### Task directions
Look through the data below and extract, unchanged, the lines from the one that contains "Output the component that produces this picture with React and" to the one that contains "export default App;", both included.

### Listed records

= = = =

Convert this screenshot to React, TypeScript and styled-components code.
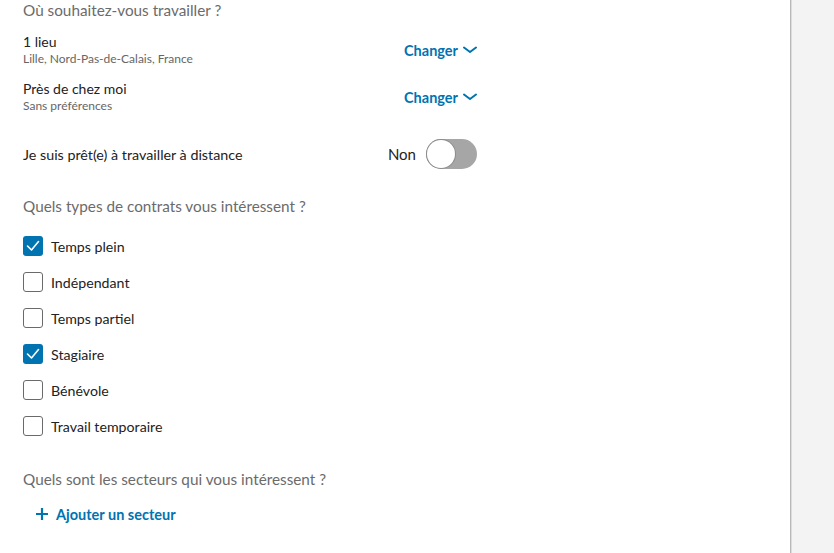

= = = =

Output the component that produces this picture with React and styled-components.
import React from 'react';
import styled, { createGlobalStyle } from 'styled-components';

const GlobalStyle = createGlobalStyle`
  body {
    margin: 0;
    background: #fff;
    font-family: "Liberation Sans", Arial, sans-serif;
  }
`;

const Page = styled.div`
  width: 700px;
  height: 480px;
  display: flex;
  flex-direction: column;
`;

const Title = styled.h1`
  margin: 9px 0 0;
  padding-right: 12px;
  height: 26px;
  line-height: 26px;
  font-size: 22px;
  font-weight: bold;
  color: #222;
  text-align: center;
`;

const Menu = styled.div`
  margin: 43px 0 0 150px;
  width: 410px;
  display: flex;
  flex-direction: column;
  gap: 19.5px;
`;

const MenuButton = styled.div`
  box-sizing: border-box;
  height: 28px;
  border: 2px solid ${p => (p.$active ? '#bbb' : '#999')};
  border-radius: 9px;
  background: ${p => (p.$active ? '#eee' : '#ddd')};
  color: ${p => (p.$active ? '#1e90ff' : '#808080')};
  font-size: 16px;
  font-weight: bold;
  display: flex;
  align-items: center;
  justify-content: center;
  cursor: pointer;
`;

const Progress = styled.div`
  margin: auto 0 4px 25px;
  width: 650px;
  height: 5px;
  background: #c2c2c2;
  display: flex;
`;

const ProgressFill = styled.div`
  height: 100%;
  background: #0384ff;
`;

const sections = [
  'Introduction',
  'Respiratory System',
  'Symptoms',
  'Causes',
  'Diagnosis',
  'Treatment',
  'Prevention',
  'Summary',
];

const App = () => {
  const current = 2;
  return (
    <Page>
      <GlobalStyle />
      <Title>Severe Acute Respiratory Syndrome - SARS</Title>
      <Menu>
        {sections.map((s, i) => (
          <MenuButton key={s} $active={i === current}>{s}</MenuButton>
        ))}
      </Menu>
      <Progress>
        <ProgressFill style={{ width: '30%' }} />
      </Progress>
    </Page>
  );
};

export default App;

= = = =

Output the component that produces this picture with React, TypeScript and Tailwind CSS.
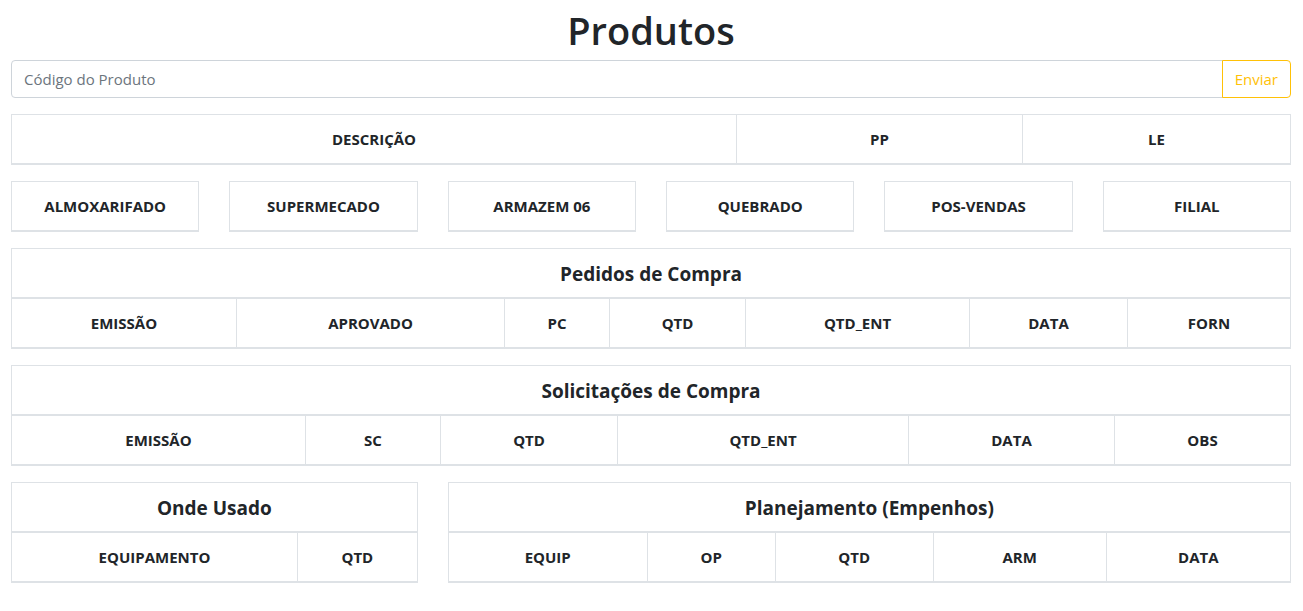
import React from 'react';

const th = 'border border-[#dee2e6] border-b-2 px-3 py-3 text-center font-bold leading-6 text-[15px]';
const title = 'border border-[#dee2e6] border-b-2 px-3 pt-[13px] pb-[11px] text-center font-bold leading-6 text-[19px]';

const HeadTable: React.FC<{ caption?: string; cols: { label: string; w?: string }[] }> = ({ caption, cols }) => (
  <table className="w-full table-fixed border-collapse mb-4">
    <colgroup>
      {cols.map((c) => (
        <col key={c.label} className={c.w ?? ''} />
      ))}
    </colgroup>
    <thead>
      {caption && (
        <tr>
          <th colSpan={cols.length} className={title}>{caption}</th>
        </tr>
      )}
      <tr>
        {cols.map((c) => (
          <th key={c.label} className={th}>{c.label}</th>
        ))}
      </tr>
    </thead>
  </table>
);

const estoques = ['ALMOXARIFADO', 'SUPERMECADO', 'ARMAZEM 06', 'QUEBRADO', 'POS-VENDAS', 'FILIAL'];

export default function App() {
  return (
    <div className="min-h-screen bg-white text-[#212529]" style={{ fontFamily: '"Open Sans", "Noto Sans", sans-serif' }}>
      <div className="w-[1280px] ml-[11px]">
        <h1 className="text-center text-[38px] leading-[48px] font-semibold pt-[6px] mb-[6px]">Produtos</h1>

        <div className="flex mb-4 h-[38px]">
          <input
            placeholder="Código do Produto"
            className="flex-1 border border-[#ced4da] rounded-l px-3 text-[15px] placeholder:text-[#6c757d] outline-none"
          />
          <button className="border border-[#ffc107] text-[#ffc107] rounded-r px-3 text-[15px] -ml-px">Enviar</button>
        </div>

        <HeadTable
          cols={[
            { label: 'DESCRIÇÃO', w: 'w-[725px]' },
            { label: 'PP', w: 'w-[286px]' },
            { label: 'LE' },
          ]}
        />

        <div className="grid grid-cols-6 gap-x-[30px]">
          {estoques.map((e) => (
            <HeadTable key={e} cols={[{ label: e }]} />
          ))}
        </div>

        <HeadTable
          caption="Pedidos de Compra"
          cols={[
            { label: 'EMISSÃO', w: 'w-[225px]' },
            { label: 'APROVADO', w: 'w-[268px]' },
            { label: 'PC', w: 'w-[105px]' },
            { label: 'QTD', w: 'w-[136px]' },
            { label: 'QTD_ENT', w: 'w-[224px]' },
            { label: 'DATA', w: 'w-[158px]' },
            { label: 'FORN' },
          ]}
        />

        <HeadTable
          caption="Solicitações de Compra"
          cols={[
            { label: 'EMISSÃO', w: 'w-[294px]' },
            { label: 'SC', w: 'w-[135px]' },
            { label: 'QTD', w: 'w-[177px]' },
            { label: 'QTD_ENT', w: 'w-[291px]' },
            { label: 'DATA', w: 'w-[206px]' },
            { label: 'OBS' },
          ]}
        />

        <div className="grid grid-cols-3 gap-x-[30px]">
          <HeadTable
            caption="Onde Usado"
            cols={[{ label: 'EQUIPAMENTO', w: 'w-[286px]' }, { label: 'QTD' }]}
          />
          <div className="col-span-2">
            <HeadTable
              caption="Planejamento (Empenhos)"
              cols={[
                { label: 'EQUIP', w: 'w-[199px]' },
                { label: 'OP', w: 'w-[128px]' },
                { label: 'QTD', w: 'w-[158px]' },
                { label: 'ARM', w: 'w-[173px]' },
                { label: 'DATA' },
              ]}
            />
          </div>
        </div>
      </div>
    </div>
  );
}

= = = =

### Expected answer
Output the component that produces this picture with React and styled-components.
import React from 'react';
import styled, { createGlobalStyle } from 'styled-components';

const GlobalStyle = createGlobalStyle`
  body {
    margin: 0;
    background: #fff;
    font-family: "Liberation Sans", Arial, sans-serif;
  }
`;

const Page = styled.div`
  width: 700px;
  height: 480px;
  display: flex;
  flex-direction: column;
`;

const Title = styled.h1`
  margin: 9px 0 0;
  padding-right: 12px;
  height: 26px;
  line-height: 26px;
  font-size: 22px;
  font-weight: bold;
  color: #222;
  text-align: center;
`;

const Menu = styled.div`
  margin: 43px 0 0 150px;
  width: 410px;
  display: flex;
  flex-direction: column;
  gap: 19.5px;
`;

const MenuButton = styled.div`
  box-sizing: border-box;
  height: 28px;
  border: 2px solid ${p => (p.$active ? '#bbb' : '#999')};
  border-radius: 9px;
  background: ${p => (p.$active ? '#eee' : '#ddd')};
  color: ${p => (p.$active ? '#1e90ff' : '#808080')};
  font-size: 16px;
  font-weight: bold;
  display: flex;
  align-items: center;
  justify-content: center;
  cursor: pointer;
`;

const Progress = styled.div`
  margin: auto 0 4px 25px;
  width: 650px;
  height: 5px;
  background: #c2c2c2;
  display: flex;
`;

const ProgressFill = styled.div`
  height: 100%;
  background: #0384ff;
`;

const sections = [
  'Introduction',
  'Respiratory System',
  'Symptoms',
  'Causes',
  'Diagnosis',
  'Treatment',
  'Prevention',
  'Summary',
];

const App = () => {
  const current = 2;
  return (
    <Page>
      <GlobalStyle />
      <Title>Severe Acute Respiratory Syndrome - SARS</Title>
      <Menu>
        {sections.map((s, i) => (
          <MenuButton key={s} $active={i === current}>{s}</MenuButton>
        ))}
      </Menu>
      <Progress>
        <ProgressFill style={{ width: '30%' }} />
      </Progress>
    </Page>
  );
};

export default App;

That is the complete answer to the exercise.